Opposition Unites. The heavily handicapped effort of many pre-coup political leaders to mount an opposition campaign was unable to cope with the resources of the state arrayed against it. Although the former politicians may have indirectly enhanced Papadopoulos’ victory by urging a “no” vote and thereby recognizing and legitimizing the referendum, their success in closing ranks, from the communist left to the monarchist right, in opposing the plebiscite was especially noteworthy.

Papadopoulos’ Position Improved. In the short term, at least, Papadopoulos has bolstered his position by his success in staging the plebiscite. His victory at the polls will temporarily check the disaffection among the military that had surfaced in the abortive naval coup in May. Many officers who are distrustful of Papadopoulos’ steady consolidation of personal power, including a large number who are disillusioned by his “betrayal of the revolution,” will now bide their time, hoping for some future opportunity either to remove him or to cut him down to size.

The apparent smoothness of the referendum probably will disarm the hardliners in the junta who opposed the plebiscite. Despite their apprehension over indications that Papadopoulos intends to “politicize” the regime following the plebiscite by replacing military officers with civilians, they felt unable to risk a break with him in the weeks before the plebiscite. As has happened before in the six-year history of the regime, Papadopoulos’ would-be rivals in the junta have been outmaneuvered by the new President and are now in no position to dictate to him.

General Angelis’ refusal to follow custom and resign as armed forces commander prior to the referendum can be viewed against this background. He probably fears overdependence as Vice President on [Page 20] Papadopoulos and wishes to maintain his position at the top in the military hierarchy before irretrievably tieing his fortunes to a master of intrigue who has successfully neutralized all rivals in what began in 1967 as a collegium.

Uncertain Prospects. Over the long run, however, Papadopoulos is not likely to preserve his current dominance. He will confront serious problems in coping with skyrocketing inflation, discontented students, and, perhaps most important, growing disaffection within the military which was badly shaken by the demoralizing consequences of the abortive naval coup last May.

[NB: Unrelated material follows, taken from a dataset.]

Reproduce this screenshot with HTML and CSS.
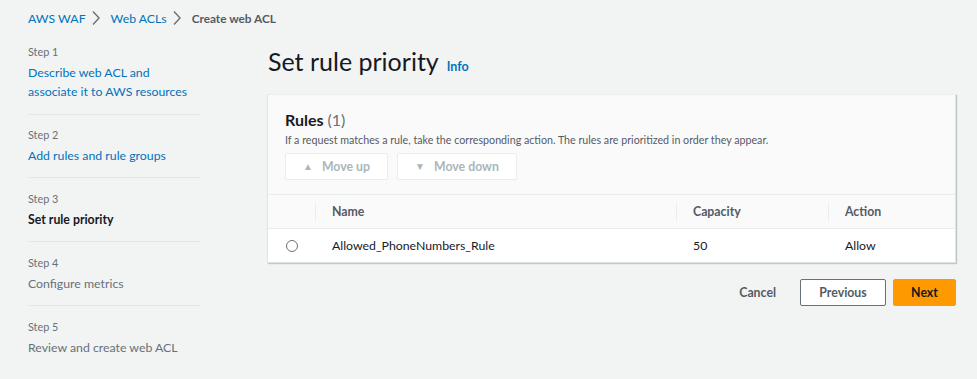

Papadopoulos may have deluded himself by the results of his “plebiscite,” but his partners in the junta will not be fooled by the charade. They know that he is not popular among the people and that their own support of him owes much more to the imperatives of survival than to any sentiments of loyalty. This is probably a key factor behind Papadopoulos’ apparent intention to replace an undetermined number of the junta members in the impending government reorganization. Those who remain will be watching for some misstep by Papadopoulos in his handling of a major issue to weaken, at least, his hold on the government.

In any event, proclaiming the Republic and holding the plebiscite may have sown the seeds of still further regime troubles. The mere exercise of voting has probably whetted the appetite for elections of the Greek people, who pride themselves on their political awareness. Although for five years Papadopoulos refused to implement the parliamentary provisions of the 1968 constitution, he will find it more difficult to welsh on his promise of elections in 1974. In this connection, the ability of almost all shades of the hitherto disparate political opposition to unite on a common course of action in urging a “no” vote may yet represent the most significant outcome of the plebiscite.

  1. Source: National Archives, RG 59, Central Files 1970–73, POL 14 GREECE. Confidential; No Foreign Dissem. Drafted by Bernard Rotklein and cleared by David Mark and Philip Stoddard (INR/Near East and South Asia).